_WHAT THE EXERCISE ASKS_:
Leave the pictures out and transcribe every record exactly.

_RECORDS SUPPLIED_:
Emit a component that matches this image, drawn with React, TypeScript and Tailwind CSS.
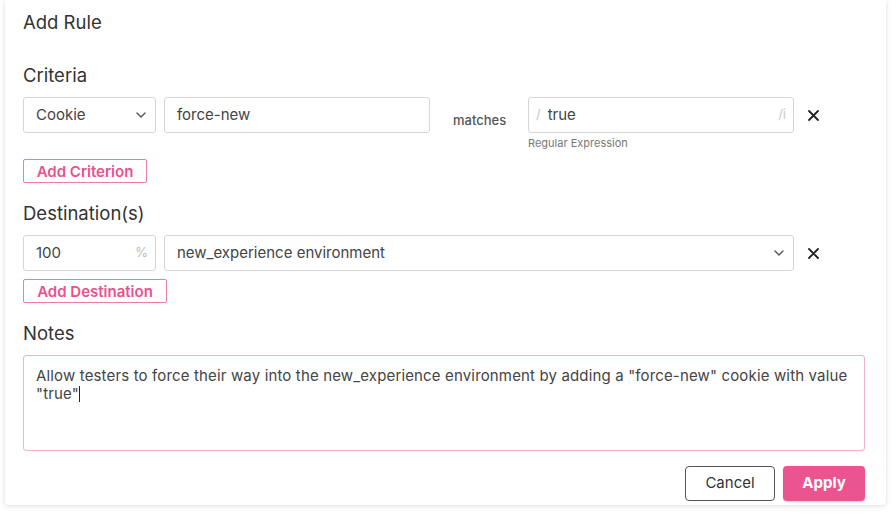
import React from "react";

const Chevron = () => (
  <svg width="10" height="6" viewBox="0 0 10 6" fill="none">
    <path d="M1 1l4 4 4-4" stroke="#555" strokeWidth="1.4" strokeLinecap="round" strokeLinejoin="round" />
  </svg>
);

const Close = () => (
  <svg width="11" height="11" viewBox="0 0 11 11" fill="none">
    <path d="M1 1l9 9M10 1l-9 9" stroke="#222" strokeWidth="1.8" strokeLinecap="round" />
  </svg>
);

export default function App() {
  return (
    <div
      className="w-[895px] h-[520px] bg-white pl-[5px] pr-[9px] pb-[15px]"
      style={{ fontFamily: "Inter, 'Noto Sans', sans-serif" }}
    >
      <div className="h-[505px] w-[881px] bg-white rounded-b-[4px] shadow-[0_1px_5px_rgba(0,0,0,0.14)] pl-[18px] pr-[21px] text-[#333]">
        <div className="pt-[10px] text-[18.5px] leading-[24px]">Add Rule</div>

        <div className="mt-[29px] text-[18.5px] leading-[24px]">Criteria</div>
        <div className="mt-[10px] flex items-start">
          <div className="w-[133px] h-[36px] border border-[#d6d6d6] rounded-[3px] flex items-center justify-between pl-[12px] pr-[9px] text-[15px] text-[#444]">
            <span>Cookie</span>
            <Chevron />
          </div>
          <div className="ml-[8px] w-[266px] h-[36px] border border-[#d6d6d6] rounded-[3px] flex items-center pl-[12px] text-[15px] text-[#444]">
            force-new
          </div>
          <div className="ml-[23px] w-[53px] h-[48px] flex items-center text-[13px] font-medium text-[#555]">matches</div>
          <div className="ml-[22px] flex flex-col">
            <div className="w-[266px] h-[36px] border border-[#d6d6d6] rounded-[3px] flex items-center pl-[7px] pr-[7px] text-[15px] text-[#444]">
              <span className="text-[#c8c8c8] text-[13px]">/</span>
              <span className="ml-[7px]">true</span>
              <span className="ml-auto text-[#c8c8c8] text-[13px]">/i</span>
            </div>
            <div className="mt-[3px] text-[11px] leading-[14px] text-[#777]">Regular Expression</div>
          </div>
          <div className="ml-[14px] h-[36px] flex items-center">
            <Close />
          </div>
        </div>
        <div className="mt-[9px] flex">
          <button className="h-[24px] w-[124px] border border-[#ee7aa7] rounded-[2px] text-[15px] font-semibold text-[#e9528e] leading-none">
            Add Criterion
          </button>
        </div>

        <div className="mt-[18px] text-[18.5px] leading-[24px]">Destination(s)</div>
        <div className="mt-[10px] flex items-center">
          <div className="w-[133px] h-[36px] border border-[#d6d6d6] rounded-[3px] flex items-center justify-between pl-[12px] pr-[7px] text-[15px] text-[#444]">
            <span>100</span>
            <span className="text-[#bbb] text-[13px]">%</span>
          </div>
          <div className="ml-[8px] w-[630px] h-[36px] border border-[#d6d6d6] rounded-[3px] flex items-center justify-between pl-[12px] pr-[9px] text-[15px] text-[#444]">
            <span>new_experience environment</span>
            <Chevron />
          </div>
          <div className="ml-[14px] flex items-center">
            <Close />
          </div>
        </div>
        <div className="mt-[8px] flex">
          <button className="h-[24px] w-[144px] border border-[#ee7aa7] rounded-[2px] text-[15px] font-semibold text-[#e9528e] leading-none">
            Add Destination
          </button>
        </div>

        <div className="mt-[18px] text-[18.5px] leading-[24px]">Notes</div>
        <div className="mt-[10px] h-[96px] w-full border border-[#f2b0ca] rounded-[3px] px-[12px] pt-[11px] text-[15px] leading-[18px] tracking-[0.15px] text-[#444]">
          Allow testers to force their way into the new_experience environment by adding a "force-new" cookie with value
          <br />
          "true"<span className="inline-block w-[1px] h-[16px] bg-[#222] align-[-3px]" />
        </div>

        <div className="mt-[15px] flex justify-end gap-[8px]">
          <button className="w-[90px] h-[35px] border border-[#555] rounded-[4px] text-[15px] text-[#333]">Cancel</button>
          <button className="w-[82px] h-[35px] bg-[#ea5590] rounded-[4px] text-[15px] font-bold text-white shadow-[0_1px_2px_rgba(0,0,0,0.15)]">
            Apply
          </button>
        </div>
      </div>
    </div>
  );
}
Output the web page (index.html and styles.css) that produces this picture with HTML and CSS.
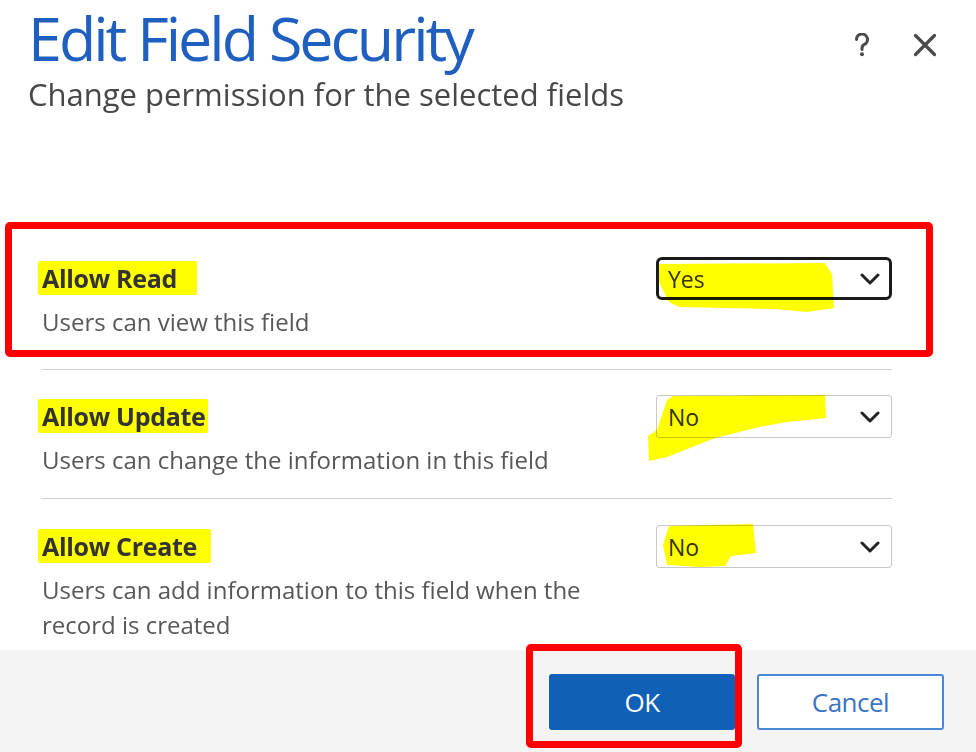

_ANSWER TO THIS EXERCISE_:
Emit a component that matches this image, drawn with React, TypeScript and Tailwind CSS.
import React from "react";

const Chevron = () => (
  <svg width="10" height="6" viewBox="0 0 10 6" fill="none">
    <path d="M1 1l4 4 4-4" stroke="#555" strokeWidth="1.4" strokeLinecap="round" strokeLinejoin="round" />
  </svg>
);

const Close = () => (
  <svg width="11" height="11" viewBox="0 0 11 11" fill="none">
    <path d="M1 1l9 9M10 1l-9 9" stroke="#222" strokeWidth="1.8" strokeLinecap="round" />
  </svg>
);

export default function App() {
  return (
    <div
      className="w-[895px] h-[520px] bg-white pl-[5px] pr-[9px] pb-[15px]"
      style={{ fontFamily: "Inter, 'Noto Sans', sans-serif" }}
    >
      <div className="h-[505px] w-[881px] bg-white rounded-b-[4px] shadow-[0_1px_5px_rgba(0,0,0,0.14)] pl-[18px] pr-[21px] text-[#333]">
        <div className="pt-[10px] text-[18.5px] leading-[24px]">Add Rule</div>

        <div className="mt-[29px] text-[18.5px] leading-[24px]">Criteria</div>
        <div className="mt-[10px] flex items-start">
          <div className="w-[133px] h-[36px] border border-[#d6d6d6] rounded-[3px] flex items-center justify-between pl-[12px] pr-[9px] text-[15px] text-[#444]">
            <span>Cookie</span>
            <Chevron />
          </div>
          <div className="ml-[8px] w-[266px] h-[36px] border border-[#d6d6d6] rounded-[3px] flex items-center pl-[12px] text-[15px] text-[#444]">
            force-new
          </div>
          <div className="ml-[23px] w-[53px] h-[48px] flex items-center text-[13px] font-medium text-[#555]">matches</div>
          <div className="ml-[22px] flex flex-col">
            <div className="w-[266px] h-[36px] border border-[#d6d6d6] rounded-[3px] flex items-center pl-[7px] pr-[7px] text-[15px] text-[#444]">
              <span className="text-[#c8c8c8] text-[13px]">/</span>
              <span className="ml-[7px]">true</span>
              <span className="ml-auto text-[#c8c8c8] text-[13px]">/i</span>
            </div>
            <div className="mt-[3px] text-[11px] leading-[14px] text-[#777]">Regular Expression</div>
          </div>
          <div className="ml-[14px] h-[36px] flex items-center">
            <Close />
          </div>
        </div>
        <div className="mt-[9px] flex">
          <button className="h-[24px] w-[124px] border border-[#ee7aa7] rounded-[2px] text-[15px] font-semibold text-[#e9528e] leading-none">
            Add Criterion
          </button>
        </div>

        <div className="mt-[18px] text-[18.5px] leading-[24px]">Destination(s)</div>
        <div className="mt-[10px] flex items-center">
          <div className="w-[133px] h-[36px] border border-[#d6d6d6] rounded-[3px] flex items-center justify-between pl-[12px] pr-[7px] text-[15px] text-[#444]">
            <span>100</span>
            <span className="text-[#bbb] text-[13px]">%</span>
          </div>
          <div className="ml-[8px] w-[630px] h-[36px] border border-[#d6d6d6] rounded-[3px] flex items-center justify-between pl-[12px] pr-[9px] text-[15px] text-[#444]">
            <span>new_experience environment</span>
            <Chevron />
          </div>
          <div className="ml-[14px] flex items-center">
            <Close />
          </div>
        </div>
        <div className="mt-[8px] flex">
          <button className="h-[24px] w-[144px] border border-[#ee7aa7] rounded-[2px] text-[15px] font-semibold text-[#e9528e] leading-none">
            Add Destination
          </button>
        </div>

        <div className="mt-[18px] text-[18.5px] leading-[24px]">Notes</div>
        <div className="mt-[10px] h-[96px] w-full border border-[#f2b0ca] rounded-[3px] px-[12px] pt-[11px] text-[15px] leading-[18px] tracking-[0.15px] text-[#444]">
          Allow testers to force their way into the new_experience environment by adding a "force-new" cookie with value
          <br />
          "true"<span className="inline-block w-[1px] h-[16px] bg-[#222] align-[-3px]" />
        </div>

        <div className="mt-[15px] flex justify-end gap-[8px]">
          <button className="w-[90px] h-[35px] border border-[#555] rounded-[4px] text-[15px] text-[#333]">Cancel</button>
          <button className="w-[82px] h-[35px] bg-[#ea5590] rounded-[4px] text-[15px] font-bold text-white shadow-[0_1px_2px_rgba(0,0,0,0.15)]">
            Apply
          </button>
        </div>
      </div>
    </div>
  );
}
Output the web page (index.html and styles.css) that produces this picture with HTML and CSS.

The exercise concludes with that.